In 1989 the community of over 100 families, churches, family trusts, missionaries etc commenced a charitable trust named “Liberty Trust”. Each pledged $20 per week to lend interest-free to each other, to be repaid within 7 – 10 years. Starting only with “a Word” and no money, it has loaned 218 interest-free mortgages so far, and has had no repayment arrears. It has never borrowed, and has no debts. Its only assets are the mortgages out there helping people and churches, and several computers. Although the details have changed, giving it much greater flexibility, it is working exactly as the original principles given to the two intercessors. Surprisingly God has allowed New Zealand to re-introduce this to His people world-wide. Why?

In Summary

Today the financial lifestyle of many Christians is no different to non-Christians. The world’s financial system is presently in a state of meltdown due to debt and greed, and Christians who have forsaken the Bible’s financial principles are victims of it. If they have no positive alternative to offer to their non-Christian friends, how can their lifestyles be “lights”?

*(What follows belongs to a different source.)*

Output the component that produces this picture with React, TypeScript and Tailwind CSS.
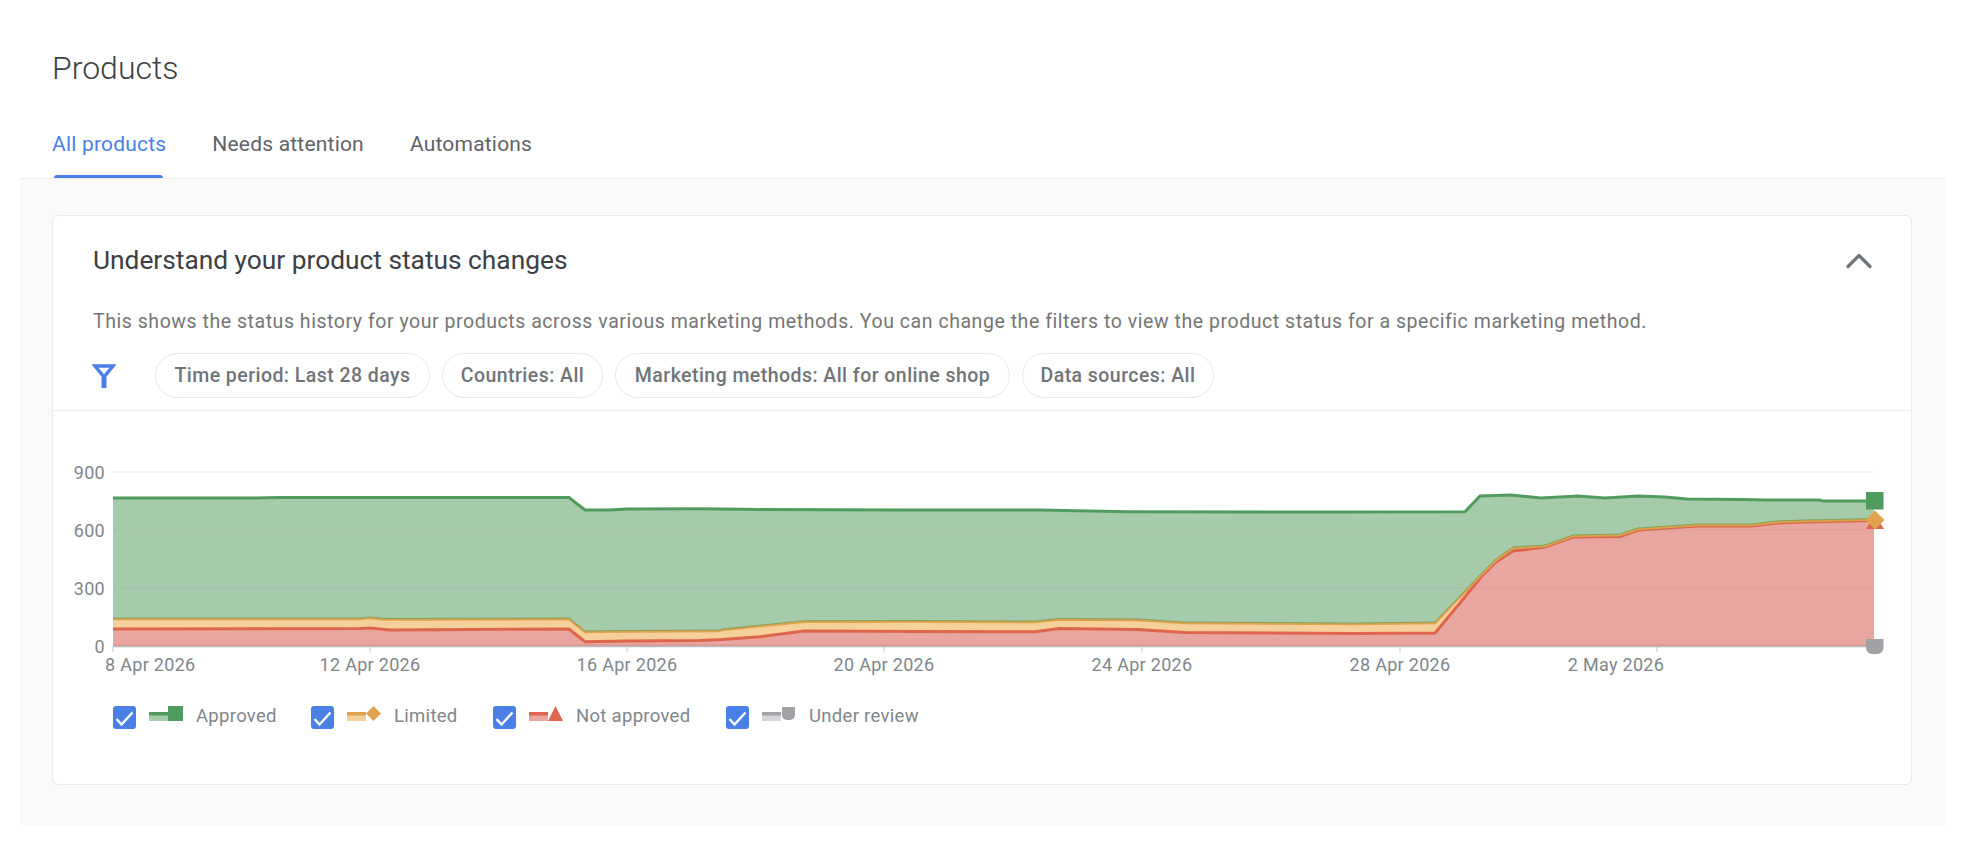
import { ChevronUp } from "lucide-react";

type Point = [number, number];

const X_MIN = 113;
const X_MAX = 1874;
const BASE_Y = 646;

// chart series, traced as [x, y] in page pixels
const APPROVED: Point[] = [
  [113, 498], [250, 498], [280, 497.5], [370, 497.5], [569, 497.5], [585, 510], [610, 510], [627, 509], [700, 508.7], [760, 509.5],
  [900, 510], [1040, 510], [1127, 511.7], [1300, 512], [1465, 511.7], [1480, 496], [1511, 495], [1541, 498], [1578, 496],
  [1605, 498], [1638, 496], [1665, 497], [1687, 499], [1740, 499.5], [1766, 500], [1820, 500], [1822, 501], [1874, 501],
];
const LIMITED: Point[] = [
  [113, 619], [360, 619], [370, 618], [385, 619.5], [569, 619], [585, 632], [627, 631.5], [718, 631], [722, 630], [804, 621.7],
  [918, 621.5], [1035, 622], [1059, 619.5], [1137, 620], [1185, 623], [1355, 624], [1435, 623], [1481, 575], [1496, 560],
  [1513, 548], [1545, 546], [1573, 536], [1620, 535], [1638, 529], [1698, 525], [1751, 525], [1777, 522], [1803, 521], [1874, 519.5],
];
const NOT_APPROVED: Point[] = [
  [113, 629], [360, 628.5], [370, 628], [390, 630], [569, 629], [585, 641.7], [627, 641], [700, 640.5], [722, 639.5], [760, 636.7], [804, 631],
  [918, 631.5], [1035, 631.7], [1059, 628.5], [1137, 629.5], [1185, 632.5], [1355, 633.5], [1435, 633], [1460, 603], [1481, 577],
  [1496, 562], [1513, 551], [1545, 547], [1573, 537], [1620, 536.5], [1638, 530], [1698, 526], [1751, 526], [1777, 523], [1803, 522], [1874, 520.5],
];

const linePath = (pts: Point[]) => pts.map(([x, y], i) => `${i === 0 ? "M" : "L"}${x} ${y}`).join(" ");
const areaBetween = (top: Point[], bottom: Point[]) =>
  `${linePath(top)} ${[...bottom].reverse().map(([x, y]) => `L${x} ${y}`).join(" ")} Z`;

const BASELINE: Point[] = [[X_MIN, BASE_Y], [X_MAX, BASE_Y]];

const Y_TICKS = [
  { label: "900", y: 472 },
  { label: "600", y: 530 },
  { label: "300", y: 588 },
  { label: "0", y: 646 },
];
// the last label sits left of its tick in the picture, so it has its own x
const X_TICKS = [
  { label: "12 Apr 2026", x: 370, labelX: 370 },
  { label: "16 Apr 2026", x: 627, labelX: 627 },
  { label: "20 Apr 2026", x: 884, labelX: 884 },
  { label: "24 Apr 2026", x: 1142, labelX: 1142 },
  { label: "28 Apr 2026", x: 1400, labelX: 1400 },
  { label: "2 May 2026", x: 1657, labelX: 1616 },
];

const AXIS_FONT = { fontSize: 18, fill: "#80868b", fontFamily: "Roboto, sans-serif", letterSpacing: 0.3 };

function Chart() {
  // viewBox keeps page coordinates so the traced numbers can be read directly
  return (
    <svg viewBox="53 411 1858 269" className="block h-[269px] w-[1858px]">
      {Y_TICKS.map((t) => (
        <g key={t.label}>
          <line x1={X_MIN} x2={X_MAX} y1={t.y} y2={t.y} stroke="#eeeeee" strokeWidth={1.5} />
          <text x={105} y={t.y + 6.5} textAnchor="end" {...AXIS_FONT}>
            {t.label}
          </text>
        </g>
      ))}

      <path d={areaBetween(APPROVED, LIMITED)} fill="#a6cbab" />
      <path d={areaBetween(LIMITED, NOT_APPROVED)} fill="#f5d09b" />
      <path d={areaBetween(NOT_APPROVED, BASELINE)} fill="#e9a5a0" />

      <line x1={X_MIN} x2={X_MAX} y1={530} y2={530} stroke="#000000" strokeOpacity={0.025} strokeWidth={1.5} />
      <line x1={X_MIN} x2={X_MAX} y1={588} y2={588} stroke="#000000" strokeOpacity={0.025} strokeWidth={1.5} />

      <path d={linePath(APPROVED)} fill="none" stroke="#509c5f" strokeWidth={3} />
      <path d={linePath(NOT_APPROVED)} fill="none" stroke="#dd664c" strokeWidth={3} />
      <path d={linePath(LIMITED)} fill="none" stroke="#dfa24c" strokeWidth={2.5} />
      <path d={linePath(LIMITED)} fill="none" stroke="#509c5f" strokeWidth={1} strokeOpacity={0.6} transform="translate(0 -1)" />
      <line x1={X_MIN} x2={X_MAX} y1={645} y2={645} stroke="#dd8a80" strokeWidth={1} />
      <line x1={X_MIN} x2={X_MAX} y1={646.5} y2={646.5} stroke="#b9bbbf" strokeWidth={1.5} />

      <line x1={113} x2={113} y1={646} y2={652} stroke="#c4c7c9" />
      {X_TICKS.map((t) => (
        <g key={t.label}>
          <line x1={t.x} x2={t.x} y1={647} y2={652} stroke="#c4c7c9" />
          <text x={t.labelX} y={671} textAnchor="middle" {...AXIS_FONT}>
            {t.label}
          </text>
        </g>
      ))}
      <text x={105} y={671} {...AXIS_FONT}>
        8 Apr 2026
      </text>

      {/* end of line markers */}
      <path d="M1875 515 L1884 529 L1866 529 Z" fill="#dd664c" />
      <rect x={1866} y={492} width={17.5} height={17.5} fill="#509c5f" />
      <path d="M1875 510.5 L1884.5 520 L1875 529.5 L1865.5 520 Z" fill="#e0a24e" />
      <path d="M1866 639 H1883.5 V648 A6 6 0 0 1 1877.5 654 H1872 A6 6 0 0 1 1866 648 Z" fill="#a0a2a6" />
    </svg>
  );
}

type LegendItem = {
  label: string;
  line: string;
  fill: string;
  marker: "square" | "diamond" | "triangle" | "shield";
  w: string;
};

const LEGEND: LegendItem[] = [
  { label: "Approved", line: "#509c5f", fill: "#a6cbab", marker: "square", w: "w-[198px]" },
  { label: "Limited", line: "#e0a24e", fill: "#f5d09b", marker: "diamond", w: "w-[182px]" },
  { label: "Not approved", line: "#dd664c", fill: "#e9a5a0", marker: "triangle", w: "w-[233px]" },
  { label: "Under review", line: "#a0a2a6", fill: "#d5d7d9", marker: "shield", w: "w-[200px]" },
];

function Swatch({ item }: { item: LegendItem }) {
  return (
    <svg width="34" height="16" viewBox="0 0 34 16" className="shrink-0">
      <rect x="0" y="6" width="19" height="9" fill={item.fill} />
      <rect x="0" y="6" width="19" height="3.5" fill={item.line} />
      {item.marker === "square" && <rect x="19" y="0" width="15" height="15" fill={item.line} />}
      {item.marker === "diamond" && <path d="M26.5 0 L34 7.5 L26.5 15 L19 7.5 Z" fill={item.line} />}
      {item.marker === "triangle" && <path d="M26.5 0 L34 15 L19 15 Z" fill={item.line} />}
      {item.marker === "shield" && <path d="M20 1 H33 V9 A5 5 0 0 1 28 14 H25 A5 5 0 0 1 20 9 Z" fill={item.line} />}
    </svg>
  );
}

function Checkbox() {
  return (
    <span className="flex h-[23px] w-[23px] shrink-0 items-center justify-center rounded-[3px] bg-[#4a80e6]">
      <svg width="23" height="23" viewBox="0 0 23 23" fill="none">
        <path d="M3.5 13 L8.5 18.5 L19.5 6.5" stroke="#ffffff" strokeWidth="2.4" />
      </svg>
    </span>
  );
}

const CHIPS = [
  { label: "Time period: Last 28 days", w: "w-[275px]" },
  { label: "Countries: All", w: "w-[161px]" },
  { label: "Marketing methods: All for online shop", w: "w-[395px]" },
  { label: "Data sources: All", w: "w-[192px]" },
];

export default function App() {
  return (
    <div className="h-[858px] w-[1966px] overflow-hidden bg-white font-['Roboto',sans-serif]">
      <div className="pl-[52px] pt-[48px]">
        <h1 className="h-[40px] text-[32px] leading-[40px] font-light text-[#3c4043]">Products</h1>
        <div className="mt-[39px] flex h-[51px] gap-[46px] text-[21px] leading-[35px] tracking-[0.2px] text-[#5f6368]">
          <span className="relative text-[#4a80e6]">
            All products
            <span className="absolute left-[2px] top-[48px] h-[3px] w-[109px] rounded-t-[3px] bg-[#4a80e6]" />
          </span>
          <span>Needs attention</span>
          <span>Automations</span>
        </div>
      </div>

      <div className="ml-[20px] h-[647px] w-[1926px] border-t border-[#eeeeee] bg-[#f9f9f9] px-[32px] pt-[36px]">
        <div className="h-[570px] w-[1860px] rounded-[6px] border border-[#e8eaed] bg-white">
          <div className="flex h-[78px] items-center justify-between pl-[40px] pr-[30px] pt-[12px]">
            <h2 className="text-[26.3px] font-normal text-[#3c4043]">Understand your product status changes</h2>
            <ChevronUp className="h-[44px] w-[44px] text-[#70757a]" strokeWidth={1.75} />
          </div>
          <p className="mt-[13px] pl-[40px] text-[19.5px] leading-[30px] tracking-[0.545px] text-[#757575]">
            This shows the status history for your products across various marketing methods. You can change the filters to view the product status for a specific marketing method.
          </p>
          <div className="mt-[16px] flex h-[45px] items-center pl-[39px]">
            <svg width="24" height="26" viewBox="0 0 24 26" fill="none" className="mr-[39px] shrink-0">
              <path d="M3 3 H21 L12 14 Z" stroke="#4a80e6" strokeWidth="3.5" />
              <path d="M12 14 V25" stroke="#4a80e6" strokeWidth="5" />
            </svg>
            <div className="flex gap-[12px]">
              {CHIPS.map((c) => (
                <span
                  key={c.label}
                  className={`flex h-[45px] ${c.w} items-center justify-center rounded-full border border-[#e6e8ea] text-[19.5px] font-medium tracking-[0.45px] whitespace-nowrap text-[#707478]`}
                >
                  {c.label}
                </span>
              ))}
            </div>
          </div>
          <div className="mt-[12px] border-t border-[#eeeeee]">
            <Chart />
            <div className="flex pl-[60px] pt-[26px]">
              {LEGEND.map((item) => (
                <div key={item.label} className={`flex ${item.w} shrink-0 items-start gap-[13px]`}>
                  <Checkbox />
                  <Swatch item={item} />
                  <span className="text-[18.5px] leading-[20px] tracking-[0.3px] text-[#80868b]">{item.label}</span>
                </div>
              ))}
            </div>
          </div>
        </div>
      </div>
    </div>
  );
}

Most modern day Western Christians have very little concept of how to work as a community, but God is about to change that. Why? – I suspect we will soon find out. The world’s financial events of the last few days give us some indication of the values it is built on. Jesus prayed at His last supper that we remain “in the world’ while not being “of the world”. That is a choice. It presents an urgent challenge to The Church in the western nations.